Additionally, digital badges can provide learners with a way to talk about their learning achievements. Within focal areas of the undergraduate majors and minors, coursework and activities can be combined to provide the basis for a digital badge that students can promote to explore opportunities within their field of interest. Digital badges can be offered for University-wide techniques in research, lab work, and skills required to best navigate their student experience, such as the new Online Learning Skills badge developed by the Rutgers Learning Center.  Earning this badge enables students to develop and document their abilities to participate in online instruction so that they have the proficiency needed for success, and faculty members can be confident that their students are participating in their online course from the same skill base.  

Career Opportunities

Digital badges that promote student learning that is co-curricular enables educators to use opportunities outside of the classroom to motivate students to apply, investigate, and expand their learning as they explore their fields of interest and gain experience before graduation. The career services programs that support our academic units can develop microcredentials and digital badges to document a student’s networking abilities, their participation in career fairs, their industry research expertise, and the development of their e-portfolios.

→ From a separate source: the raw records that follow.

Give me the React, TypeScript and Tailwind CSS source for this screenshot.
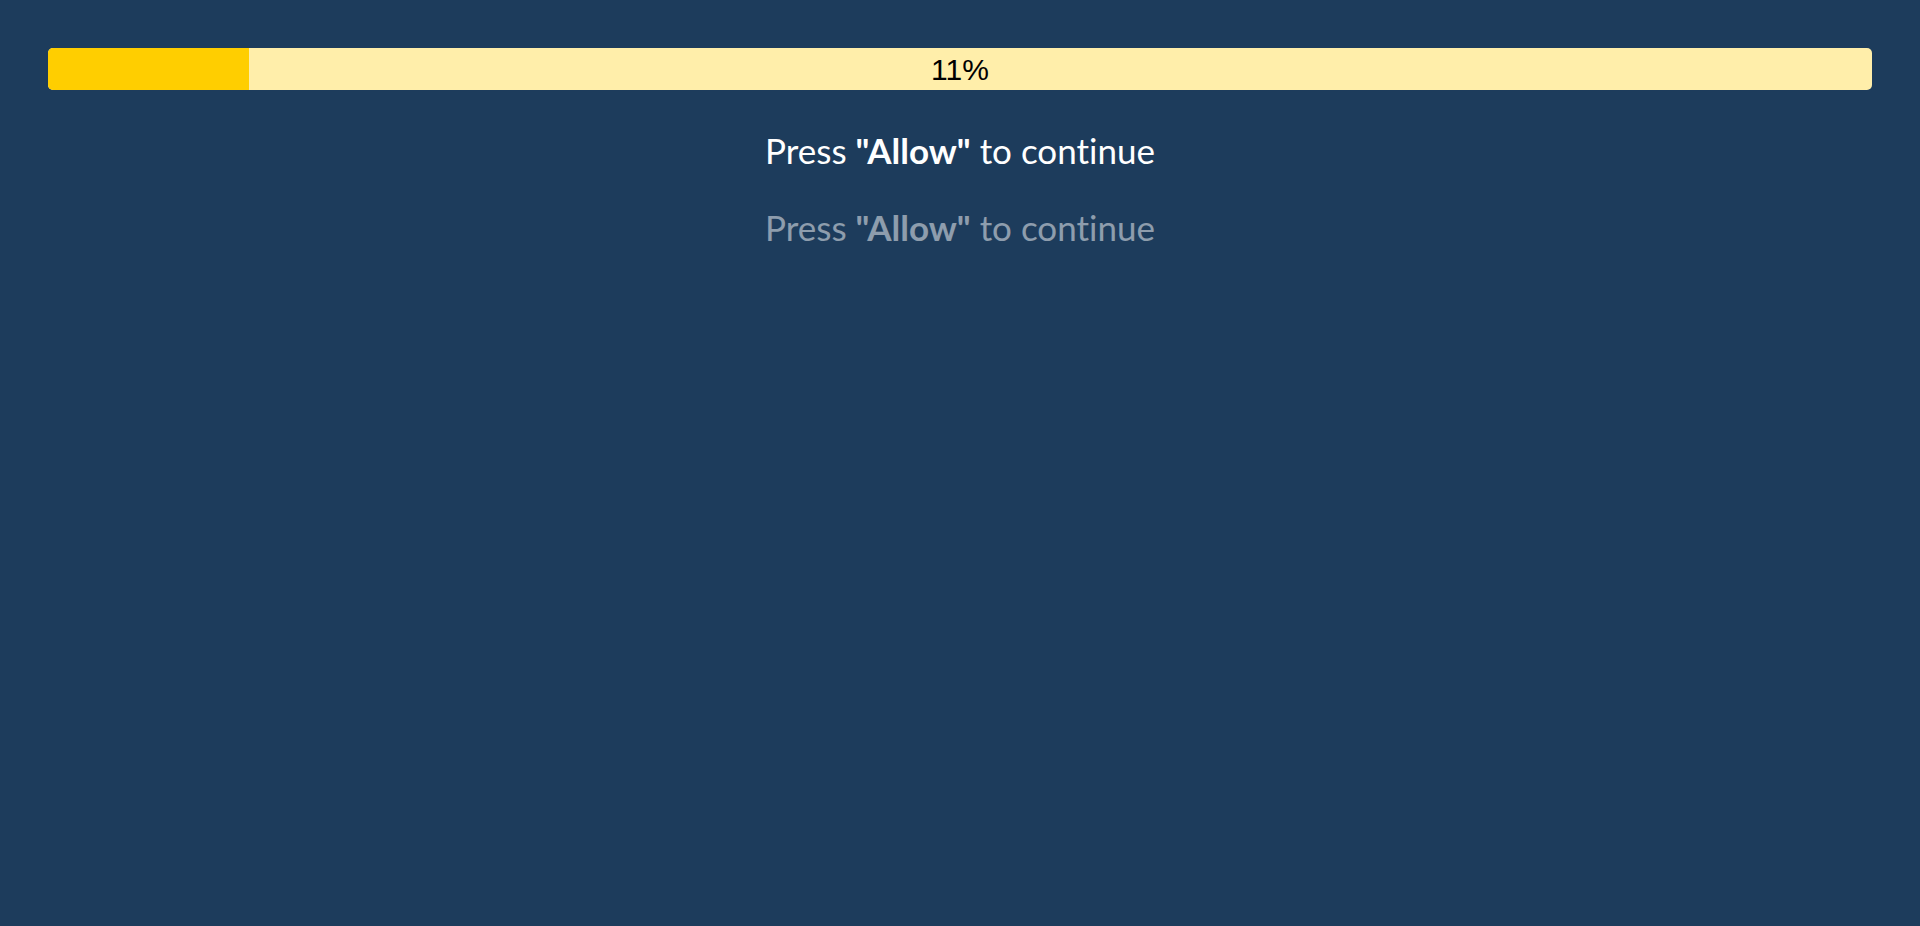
export default function App() {
  const progress = 11;

  return (
    <div className="min-h-screen w-full bg-[#1d3c5c] px-12 pt-12">
      {/* progress bar */}
      <div className="relative h-[42px] w-full overflow-hidden rounded-[5px] bg-[#ffeeaa]">
        <div className="h-full bg-[#ffce00]" style={{ width: `${progress}%` }} />
        <div className="absolute inset-0 flex items-center justify-center font-['Liberation_Sans',Arial,sans-serif] text-[30px] text-black">
          {progress}%
        </div>
      </div>

      <div className="mt-[40px] flex flex-col items-center gap-[37px] font-['Lato','Open_Sans',sans-serif] text-[35px] leading-[40px] [font-variant-ligatures:none]">
        <p className="text-white">
          Press <b>"Allow"</b> to continue
        </p>
        <p className="text-white/50">
          Press <b>"Allow"</b> to continue
        </p>
      </div>
    </div>
  );
}
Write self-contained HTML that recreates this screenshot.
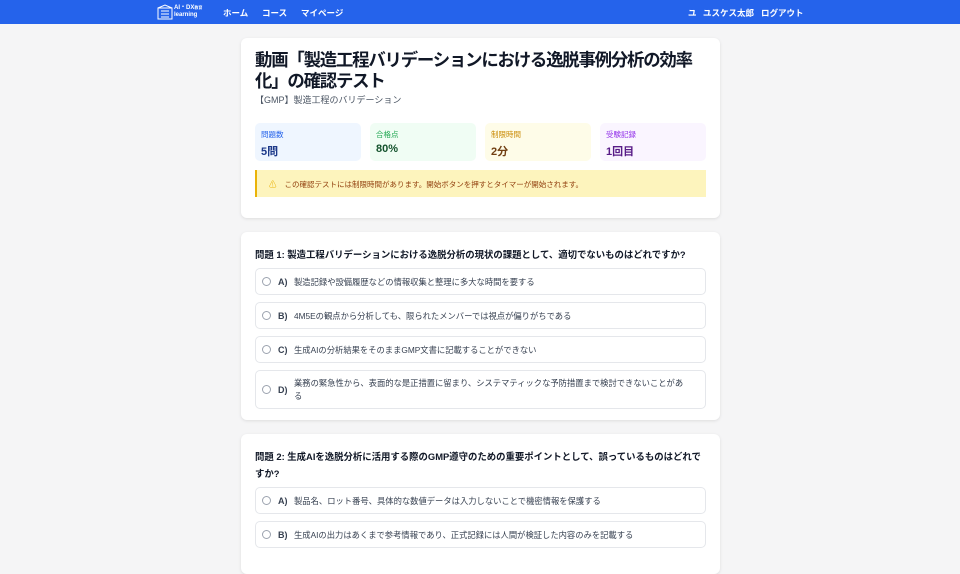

These badges can be “stacked,” or layered to achieve a progression of capabilities and achievements that build upon those that came before them, to demonstrate the student’s full preparedness to undertake the search for their post-degree employment.  For our current and future alumni, these badges can be updated to provide proficiency for career improvement utilizing technologies that have yet to be developed.

Across our more than 8,700 faculty and nearly 15,000 staff, microcredentials and digital badges can and have been developed through University Human Relations, the Division of Continuing Studies, and the Office of Information Technologies to expand the abilities of our tremendous workforce to motivate members to learn new skills, expand existing mastery, and consider areas of improvement they may have never previously contemplated.  In response to the COVID-19 pandemic, our Division of Continuing Studies is helping faculty and graduate students expand their online teaching abilities by utilizing digital badges to document their progress through essential skills in this sudden and essential teaching requirement. The current pandemic has demonstrated how skill building can become a critical path in crisis management, and digital badging programs can provide an outstanding pathway to move participants through skill development and documentation, while providing a source of pride and ownership when badge earners share their achievement on their social media networks. Through the Office of Information Technology’s access to LinkedIn Learning, Rutgers employees can choose from over 9,000 courses, videos, and learning paths to broaden their skills, explore areas of interest, and earn digital badges to stimulate and motivate their dedication to learning, and document their achievements.  These also provide opportunities for Rutgers faculty and staff to develop new microcredentials and digital badges to use and expand on these offerings from LinkedIn Learning in creative applications.

Rutgers University currently provides more than 5,000 non-credit programs enabling those of the general public to broaden their skills, explore new areas of interest, keep their certifications current, and achieve new levels of earning potential. Additionally, this provides exposure to the University to those who are willing to take that first step to see what they might be able to accomplish.  Within this portfolio of potential, augmenting these offerings with microcredentials and digital badging could be the motivation that encourages more non-traditional students to embark on a journey to expand their abilities, finish an incomplete degree, or even pursue a full degree program.